A section of Entebbe Regional Referral Hospital. PHOTO/PAUL ADUDE

What you need to know:

  • The issue: Birth defects
  • Our view: Government needs to establish paediatric theatres in the regions to enable doctors to correct these anomalies before they escalate. 

Figures show that the current infant mortality rate for Uganda is 39.171 deaths per 1,000 live births, a 3.43 percent decline from 2022. 

The infant mortality rate for Uganda in 2022 was 40.564 deaths per 1,000 live births, a 3.32 percent decline from 2021.

All those show an improvement in the health sector which is often at the centre of discussions, along with the education sector.  

Health is perhaps the easiest to score points. The government will use it to show that it’s on the right path. 

The Opposition will rush to point out the deficiencies to justify the need to change. 
Civil society and everyone in between will easily gain traction by highlighting the challenges and how those can be overcome. 
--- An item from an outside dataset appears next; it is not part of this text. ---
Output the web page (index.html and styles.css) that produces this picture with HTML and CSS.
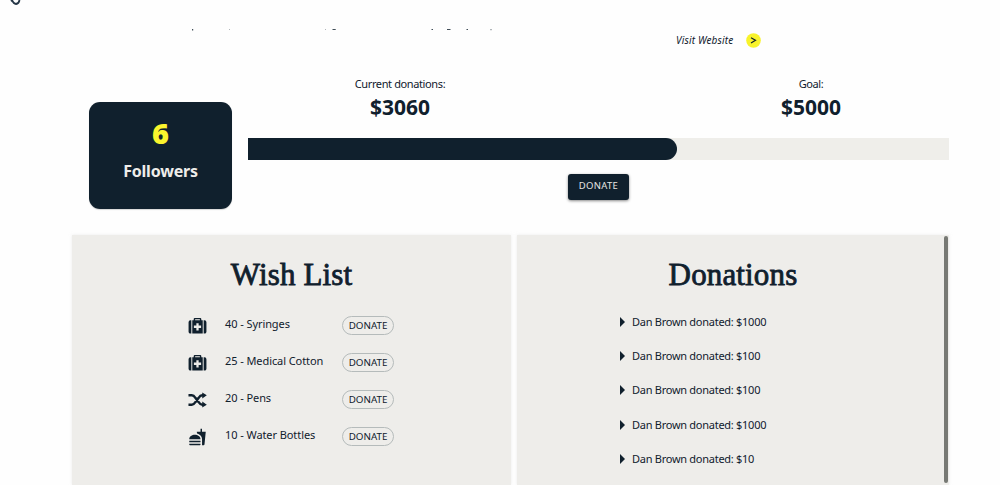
FILE: index.html
```
<!DOCTYPE html>
<html lang="en">
<head>
<meta charset="utf-8">
<title>Donations</title>
<link rel="stylesheet" href="styles.css">
</head>
<body>
<svg class="defs" width="0" height="0">
  <symbol id="medkit" viewBox="0 0 20 18">
    <path fill-rule="evenodd" d="M6 3V1.600Q6 .5 7.100 .5H12.900Q14 .5 14 1.600V3H15.500V17H4.500V3ZM7.500 3H12.500V2H7.500ZM8.800 6V8.600H6.200V11.200H8.800V13.800H11.200V11.200H13.800V8.600H11.200V6Z"/>
    <path d="M3.500 3V17H2.600Q.6 17 .6 15V5Q.6 3 2.600 3ZM16.500 3V17H17.400Q19.400 17 19.400 15V5Q19.400 3 17.400 3Z"/>
  </symbol>
  <symbol id="shuffle" viewBox="0 0 20 16">
    <path class="strand" d="M.5 3H4Q6 3 8 6L11 10Q13 13 15 13H16M.5 13H4Q6 13 8 10L11 6Q13 3 15 3H16"/>
    <path d="M15 0L19.800 3L15 6.300ZM15 9.700L19.800 13L15 16Z"/>
  </symbol>
  <symbol id="fastfood" viewBox="0 0 24 24">
    <path d="M18.060 22.990h1.660c.84 0 1.530-.64 1.630-1.460L23 5.050h-5V1h-1.970v4.050h-4.970l.3 2.340c1.710.47 3.310 1.320 4.270 2.260 1.440 1.420 2.430 2.890 2.430 5.290v8.050zM1 21.990V21h15.030v.99c0 .55-.45 1-1.010 1H2.010c-.56 0-1.010-.45-1.010-1zm15.030-7c0-8-15.030-8-15.030 0h15.030zM1.020 17h15v2h-15z"/>
  </symbol>
</svg>
<main class="page">
  <header class="top">
    <svg class="mark" width="12" height="6" viewBox="0 0 12 6"><path d="M1 0L3.500 2.200 M2 0Q3.500 4 6 4Q9 3.500 9.500 0"/></svg>
    <svg class="cutline" width="306" height="3" viewBox="0 0 306 3"><path d="M1 0h1.200v1.500H1zM141.500 0h3.200v1.100h-3.200zM240.500 0h1.500v1h-1.500zM256 0h3.500v1.100H256zM275.500 0h1.500v1h-1.500z"/><path class="faint" d="M38 0h1v1h-1zM134 0h1v1h-1zM299 0h2v1.300h-2z"/></svg>
    <a class="visit"><span>Visit Website</span>
      <svg width="15" height="15" viewBox="0 0 15 15"><circle class="disc" cx="7.500" cy="7.500" r="7.300"/><path d="M5 4.700L9.500 7.300L5 10"/></svg>
    </a>
  </header>
  <section class="stats">
    <div class="followers"><strong>6</strong><span>Followers</span></div>
    <div class="progress">
      <div class="figures">
        <div class="figure current"><span>Current donations:</span><strong>$3060</strong></div>
        <div class="figure goal"><span>Goal:</span><strong>$5000</strong></div>
      </div>
      <div class="track"><div class="fill" style="width:61.200%"></div></div>
      <button class="donate">DONATE</button>
    </div>
  </section>
  <section class="panels">
    <div class="panel wishes">
      <h2>Wish List</h2>
      <ul>
        <li><svg class="icon"><use href="#medkit"/></svg><span>40 - Syringes</span><button>DONATE</button></li>
        <li><svg class="icon"><use href="#medkit"/></svg><span>25 - Medical Cotton</span><button>DONATE</button></li>
        <li><svg class="icon"><use href="#shuffle"/></svg><span>20 - Pens</span><button>DONATE</button></li>
        <li><svg class="icon"><use href="#fastfood"/></svg><span>10 - Water Bottles</span><button>DONATE</button></li>
      </ul>
    </div>
    <div class="panel gifts">
      <div class="content">
        <h2>Donations</h2>
        <ul>
          <li><i></i><span>Dan Brown donated: $1000</span></li>
          <li><i></i><span>Dan Brown donated: $100</span></li>
          <li><i></i><span>Dan Brown donated: $100</span></li>
          <li><i></i><span>Dan Brown donated: $1000</span></li>
          <li><i></i><span>Dan Brown donated: $10</span></li>
        </ul>
      </div>
      <div class="scrollbar"></div>
    </div>
  </section>
</main>
</body>
</html>
```
FILE: styles.css
```
* { box-sizing: border-box; }
body { margin: 0; overflow: hidden; background: #fefefe; color: #10202d; font: 11px/16px "Noto Sans", sans-serif; }
.defs { position: absolute; }
.page { width: 1000px; height: 485px; display: flex; flex-direction: column; overflow: hidden; }
ul { list-style: none; margin: 0; padding: 0; }
button { font: inherit; color: inherit; padding: 0; white-space: nowrap; }
span { white-space: nowrap; }

.top { height: 74px; flex: none; display: flex; align-items: flex-start; padding-left: 10px; }
.mark { fill: none; stroke: #263747; stroke-width: 1.8; }
.cutline { margin: 29px 0 0 169px; fill: #10202dcc; }
.faint { opacity: .4; }
.visit { display: flex; align-items: center; gap: 13px; margin: 32px 0 0 179px; font-size: 10px; font-style: italic; letter-spacing: .16px; }
.visit svg { fill: none; stroke: #10202d; stroke-width: 1.2; }
.visit .disc { fill: #f8f32b; stroke: none; }

.stats { height: 161px; flex: none; display: flex; padding-left: 89px; gap: 16px; }
.followers { width: 143px; height: 107px; margin-top: 28px; padding-top: 15px; border-radius: 11px; background: #10202d; display: flex; flex-direction: column; align-items: center; font-weight: 700; box-shadow: 0 1px 1px #8885; }
.followers strong { color: #faf42d; font-size: 29px; line-height: 32px; }
.followers span { color: #eeedea; font-size: 16px; line-height: 24px; margin-top: 10px; letter-spacing: -.2px; }
.progress { width: 701px; display: flex; flex-direction: column; align-items: center; }
.figures { width: 701px; height: 64px; display: flex; padding-left: 92px; gap: 291px; }
.figure { width: 120px; display: flex; flex-direction: column; align-items: center; padding-top: 2px; }
.figure span { letter-spacing: -.38px; }
.figure strong { font-size: 21px; line-height: 28px; margin-top: 1px; }
.track { width: 701px; height: 22px; background: #efeeea; }
.fill { height: 22px; border-radius: 0 11px 11px 0; background: #10202d; }
.donate { width: 61px; height: 26px; margin-top: 14px; padding-bottom: 2px; border: 0; border-radius: 3px; background: #10202d; color: #e6e5e2; font-size: 9.500px; letter-spacing: .3px; box-shadow: 0 1px 3px #0007; }

.panels { display: flex; gap: 6px; padding-left: 72px; height: 250px; }
.panel { background: #eeedea; box-shadow: 0 0 3px #ddd8; }
.wishes { width: 439px; }
.gifts { width: 432px; display: flex; }
h2 { margin: 0; padding-top: 20px; height: 71px; text-align: center; font: 400 31px/40px "Liberation Serif", serif; letter-spacing: .15px; -webkit-text-stroke: .8px #10202d; }
.wishes li { height: 37px; display: grid; grid-template-columns: 37px 117px 52px; align-items: center; padding-left: 116px; }
.icon { width: 19px; height: 18px; fill: #10202d; margin-top: 3px; }
.strand { fill: none; stroke: #10202d; stroke-width: 2.6; }
.wishes li span { margin-top: -2px; letter-spacing: -.08px; }
.wishes button { height: 19px; margin-top: 1px; border: 1px solid #b5bbbb; border-radius: 10px; background: none; font-size: 9.800px; line-height: 15px; }
.content { width: 427px; padding-left: 5px; }
.gifts ul { margin-top: -1px; }
.gifts li { height: 34.200px; display: flex; align-items: center; gap: 7px; padding-left: 98px; letter-spacing: -.27px; }
.gifts i { width: 0; border-left: 5px solid #10202d; border-top: 5px solid transparent; border-bottom: 5px solid transparent; }
.scrollbar { width: 4px; height: 247px; margin-top: 1px; border-radius: 2px; background: #777974; }
```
The only one without a really loud voice in this debate is often the citizen who is the primary consumer of health services – both good and bad.

It’s your choice to celebrate or bemoan the aforementioned figures but whatever call you make, it’s extremely sad that women still die in child labour.

The decline is largely down to the fact that more and more women are choosing to deliver in health facilities and shunning traditional birth attendants. 

Put simply – there are less women giving birth in banana plantations. Now, there is a growing challenge that needs to be solved fast. 

Experts have found that there is an increasing number of cases involving babies who are born without anal openings and other related birth defects.

Health workers say the number of babies with the condition, also known as “imperforate anus”, is increasing, especially in the countryside.

Most of these can be corrected through surgery while the baby is still young. Some of these defects include hearing and sight difficulties among others.

Few of these babies get the attention at birth because the midwives doing the job may not have the tools of expertise to check and rule out these defects. 

As the babies grow, most of these are discovered. At this point, the cost of corrective surgeries is high unlike if these were conducted earlier. 

That’s how we often end up with fundraising campaigns of desperate parents and caregivers seeking exorbitant fees to have the lucky ones undergo surgery. 

We don’t always have to let everything reach crisis levels like we have with floods. 

Government needs to establish paediatric theatres in the regions to enable doctors to correct these anomalies before they escalate. 

By doing so, the cost of having to send children to India and everywhere else for surgeries that may cost many times more will be minimised.